The problem = Leave out the pictures and return every entry exactly as it appears.

Dataset excerpts =

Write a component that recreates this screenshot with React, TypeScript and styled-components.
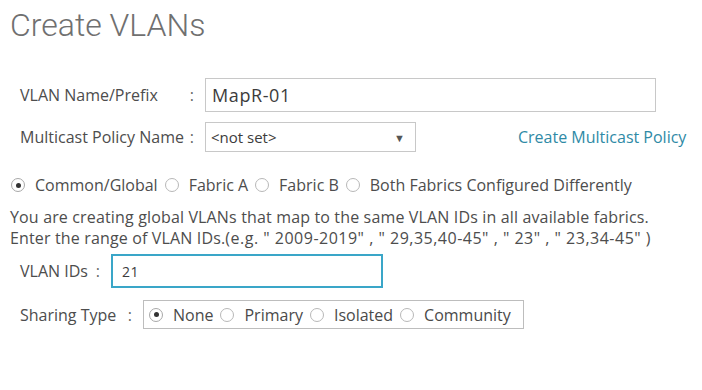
import React from 'react';
import styled, { createGlobalStyle } from 'styled-components';

const GlobalStyle = createGlobalStyle`
  body {
    margin: 0;
    background: #ffffff;
    font-family: "Open Sans", "Liberation Sans", Arial, sans-serif;
    color: #4a4a4a;
  }
`;

const Page = styled.div`
  width: 702px;
  height: 390px;
  padding: 0 10px;
  box-sizing: border-box;
  overflow: hidden;
`;

const Title = styled.h1`
  margin: 0;
  padding-top: 7px;
  height: 70px;
  box-sizing: border-box;
  font-family: Roboto, "Liberation Sans", sans-serif;
  font-weight: 300;
  font-size: 32px;
  line-height: 36px;
  color: #707070;
`;

const Row = styled.div<{ $top?: number }>`
  display: flex;
  align-items: center;
  margin-top: ${(p) => p.$top ?? 0}px;
  padding-left: 10px;
`;

const Label = styled.label<{ $width: number }>`
  display: flex;
  justify-content: space-between;
  width: ${(p) => p.$width}px;
  margin-right: 11px;
  font-size: 16px;
  line-height: 20px;
  color: #4d4d4d;
  white-space: nowrap;
`;

const Colon = styled.span`
  color: #666666;
`;

const TextInput = styled.input<{ $width: number; $focus?: boolean }>`
  width: ${(p) => p.$width}px;
  height: 34px;
  box-sizing: border-box;
  padding: 0 ${(p) => (p.$focus ? 9 : 6)}px;
  border: ${(p) => (p.$focus ? '2px solid #3aa6c8' : '1px solid #c8c8c8')};
  outline: none;
  font-family: "Open Sans", "Liberation Sans", Arial, sans-serif;
  font-size: ${(p) => (p.$focus ? '14px' : '18px')};
  letter-spacing: ${(p) => (p.$focus ? '0.5px' : '0.6px')};
  color: #3c3c3c;
  background: #ffffff;
`;

const Select = styled.div`
  display: flex;
  align-items: center;
  justify-content: space-between;
  width: 211px;
  height: 30px;
  box-sizing: border-box;
  padding: 0 10px 0 5px;
  border: 1px solid #c8c8c8;
  font-size: 15px;
  color: #3c3c3c;
`;

const Arrow = styled.span`
  font-size: 11px;
  color: #555555;
`;

const Link = styled.a`
  margin-left: 102px;
  font-size: 16px;
  color: #2f8aa6;
  text-decoration: none;
  white-space: nowrap;
`;

const RadioRow = styled.div<{ $top?: number }>`
  display: flex;
  align-items: center;
  margin-top: ${(p) => p.$top ?? 0}px;
  padding-left: 1px;
  font-size: 16px;
  line-height: 20px;
  color: #4d4d4d;
  white-space: nowrap;
`;

const RadioItem = styled.span`
  display: inline-flex;
  align-items: center;
  margin-right: 7px;
`;

const Circle = styled.span<{ $checked?: boolean }>`
  position: relative;
  width: 14px;
  height: 14px;
  box-sizing: border-box;
  margin-right: 10px;
  border: 1px solid ${(p) => (p.$checked ? '#a8a8a8' : '#b8b8b8')};
  border-radius: 50%;
  background: #ffffff;

  &::after {
    content: '';
    display: ${(p) => (p.$checked ? 'block' : 'none')};
    position: absolute;
    left: 3.5px;
    top: 3.5px;
    width: 5px;
    height: 5px;
    border-radius: 50%;
    background: #333333;
  }
`;

const Help = styled.p`
  margin: 12px 0 0;
  font-size: 16px;
  line-height: 21px;
  letter-spacing: 0.15px;
  color: #4d4d4d;
  white-space: nowrap;
`;

const Example = styled.span`
  letter-spacing: 0.5px;
`;

const SharingBox = styled.div`
  display: flex;
  align-items: center;
  height: 29px;
  width: 381px;
  box-sizing: border-box;
  padding-left: 5px;
  border: 1px solid #bdbdbd;
`;

type Option = { label: string; checked?: boolean };

const Radios = ({ options }: { options: Option[] }) => (
  <>
    {options.map((o) => (
      <RadioItem key={o.label}>
        <Circle $checked={o.checked} />
        {o.label}
      </RadioItem>
    ))}
  </>
);

export default function App() {
  return (
    <Page>
      <GlobalStyle />
      <Title>Create VLANs</Title>

      <Row $top={8}>
        <Label $width={174}>
          VLAN Name/Prefix<Colon>:</Colon>
        </Label>
        <TextInput $width={451} value="MapR-01" readOnly />
      </Row>

      <Row $top={10}>
        <Label $width={174}>
          Multicast Policy Name<Colon>:</Colon>
        </Label>
        <Select>
          &lt;not set&gt;
          <Arrow>▼</Arrow>
        </Select>
        <Link href="#">Create Multicast Policy</Link>
      </Row>

      <RadioRow $top={23}>
        <Radios
          options={[
            { label: 'Common/Global', checked: true },
            { label: 'Fabric A' },
            { label: 'Fabric B' },
            { label: 'Both Fabrics Configured Differently' },
          ]}
        />
      </RadioRow>

      <Help>
        You are creating global VLANs that map to the same VLAN IDs in all available fabrics.
        <br />
        Enter the range of VLAN IDs.
        <Example>(e.g. " 2009-2019" , " 29,35,40-45" , " 23" , " 23,34-45" )</Example>
      </Help>

      <Row $top={5}>
        <Label $width={80}>
          VLAN IDs<Colon>:</Colon>
        </Label>
        <TextInput $width={272} $focus value="21" readOnly />
      </Row>

      <Row $top={12}>
        <Label $width={112}>
          Sharing Type<Colon>:</Colon>
        </Label>
        <SharingBox>
          <Radios
            options={[
              { label: 'None', checked: true },
              { label: 'Primary' },
              { label: 'Isolated' },
              { label: 'Community' },
            ]}
          />
        </SharingBox>
      </Row>
    </Page>
  );
}
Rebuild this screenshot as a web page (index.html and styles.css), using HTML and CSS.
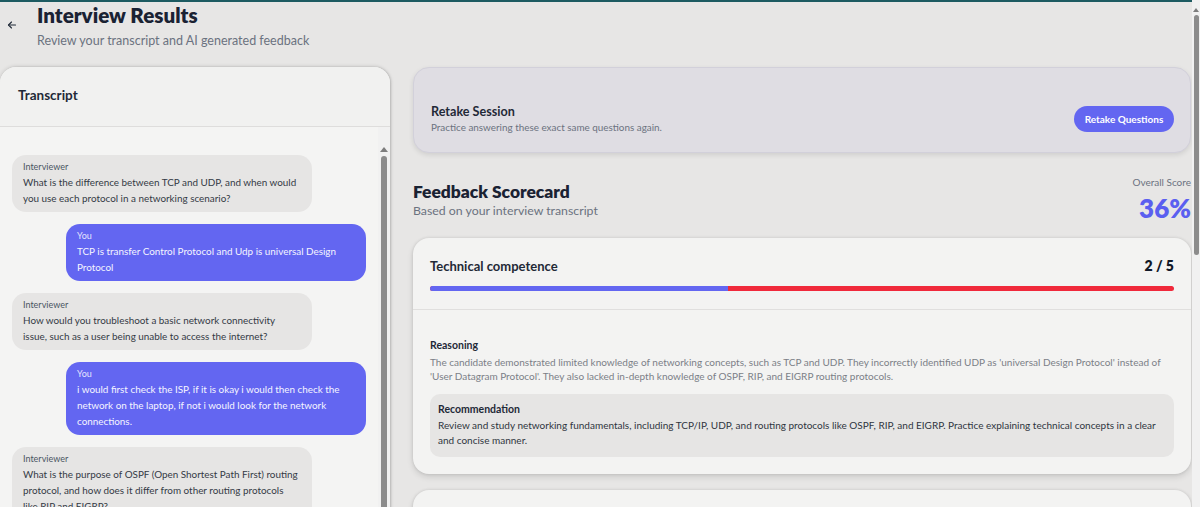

The response =
Write a component that recreates this screenshot with React, TypeScript and styled-components.
import React from 'react';
import styled, { createGlobalStyle } from 'styled-components';

const GlobalStyle = createGlobalStyle`
  body {
    margin: 0;
    background: #ffffff;
    font-family: "Open Sans", "Liberation Sans", Arial, sans-serif;
    color: #4a4a4a;
  }
`;

const Page = styled.div`
  width: 702px;
  height: 390px;
  padding: 0 10px;
  box-sizing: border-box;
  overflow: hidden;
`;

const Title = styled.h1`
  margin: 0;
  padding-top: 7px;
  height: 70px;
  box-sizing: border-box;
  font-family: Roboto, "Liberation Sans", sans-serif;
  font-weight: 300;
  font-size: 32px;
  line-height: 36px;
  color: #707070;
`;

const Row = styled.div<{ $top?: number }>`
  display: flex;
  align-items: center;
  margin-top: ${(p) => p.$top ?? 0}px;
  padding-left: 10px;
`;

const Label = styled.label<{ $width: number }>`
  display: flex;
  justify-content: space-between;
  width: ${(p) => p.$width}px;
  margin-right: 11px;
  font-size: 16px;
  line-height: 20px;
  color: #4d4d4d;
  white-space: nowrap;
`;

const Colon = styled.span`
  color: #666666;
`;

const TextInput = styled.input<{ $width: number; $focus?: boolean }>`
  width: ${(p) => p.$width}px;
  height: 34px;
  box-sizing: border-box;
  padding: 0 ${(p) => (p.$focus ? 9 : 6)}px;
  border: ${(p) => (p.$focus ? '2px solid #3aa6c8' : '1px solid #c8c8c8')};
  outline: none;
  font-family: "Open Sans", "Liberation Sans", Arial, sans-serif;
  font-size: ${(p) => (p.$focus ? '14px' : '18px')};
  letter-spacing: ${(p) => (p.$focus ? '0.5px' : '0.6px')};
  color: #3c3c3c;
  background: #ffffff;
`;

const Select = styled.div`
  display: flex;
  align-items: center;
  justify-content: space-between;
  width: 211px;
  height: 30px;
  box-sizing: border-box;
  padding: 0 10px 0 5px;
  border: 1px solid #c8c8c8;
  font-size: 15px;
  color: #3c3c3c;
`;

const Arrow = styled.span`
  font-size: 11px;
  color: #555555;
`;

const Link = styled.a`
  margin-left: 102px;
  font-size: 16px;
  color: #2f8aa6;
  text-decoration: none;
  white-space: nowrap;
`;

const RadioRow = styled.div<{ $top?: number }>`
  display: flex;
  align-items: center;
  margin-top: ${(p) => p.$top ?? 0}px;
  padding-left: 1px;
  font-size: 16px;
  line-height: 20px;
  color: #4d4d4d;
  white-space: nowrap;
`;

const RadioItem = styled.span`
  display: inline-flex;
  align-items: center;
  margin-right: 7px;
`;

const Circle = styled.span<{ $checked?: boolean }>`
  position: relative;
  width: 14px;
  height: 14px;
  box-sizing: border-box;
  margin-right: 10px;
  border: 1px solid ${(p) => (p.$checked ? '#a8a8a8' : '#b8b8b8')};
  border-radius: 50%;
  background: #ffffff;

  &::after {
    content: '';
    display: ${(p) => (p.$checked ? 'block' : 'none')};
    position: absolute;
    left: 3.5px;
    top: 3.5px;
    width: 5px;
    height: 5px;
    border-radius: 50%;
    background: #333333;
  }
`;

const Help = styled.p`
  margin: 12px 0 0;
  font-size: 16px;
  line-height: 21px;
  letter-spacing: 0.15px;
  color: #4d4d4d;
  white-space: nowrap;
`;

const Example = styled.span`
  letter-spacing: 0.5px;
`;

const SharingBox = styled.div`
  display: flex;
  align-items: center;
  height: 29px;
  width: 381px;
  box-sizing: border-box;
  padding-left: 5px;
  border: 1px solid #bdbdbd;
`;

type Option = { label: string; checked?: boolean };

const Radios = ({ options }: { options: Option[] }) => (
  <>
    {options.map((o) => (
      <RadioItem key={o.label}>
        <Circle $checked={o.checked} />
        {o.label}
      </RadioItem>
    ))}
  </>
);

export default function App() {
  return (
    <Page>
      <GlobalStyle />
      <Title>Create VLANs</Title>

      <Row $top={8}>
        <Label $width={174}>
          VLAN Name/Prefix<Colon>:</Colon>
        </Label>
        <TextInput $width={451} value="MapR-01" readOnly />
      </Row>

      <Row $top={10}>
        <Label $width={174}>
          Multicast Policy Name<Colon>:</Colon>
        </Label>
        <Select>
          &lt;not set&gt;
          <Arrow>▼</Arrow>
        </Select>
        <Link href="#">Create Multicast Policy</Link>
      </Row>

      <RadioRow $top={23}>
        <Radios
          options={[
            { label: 'Common/Global', checked: true },
            { label: 'Fabric A' },
            { label: 'Fabric B' },
            { label: 'Both Fabrics Configured Differently' },
          ]}
        />
      </RadioRow>

      <Help>
        You are creating global VLANs that map to the same VLAN IDs in all available fabrics.
        <br />
        Enter the range of VLAN IDs.
        <Example>(e.g. " 2009-2019" , " 29,35,40-45" , " 23" , " 23,34-45" )</Example>
      </Help>

      <Row $top={5}>
        <Label $width={80}>
          VLAN IDs<Colon>:</Colon>
        </Label>
        <TextInput $width={272} $focus value="21" readOnly />
      </Row>

      <Row $top={12}>
        <Label $width={112}>
          Sharing Type<Colon>:</Colon>
        </Label>
        <SharingBox>
          <Radios
            options={[
              { label: 'None', checked: true },
              { label: 'Primary' },
              { label: 'Isolated' },
              { label: 'Community' },
            ]}
          />
        </SharingBox>
      </Row>
    </Page>
  );
}
Rebuild this screenshot as a web page (index.html and styles.css), using HTML and CSS.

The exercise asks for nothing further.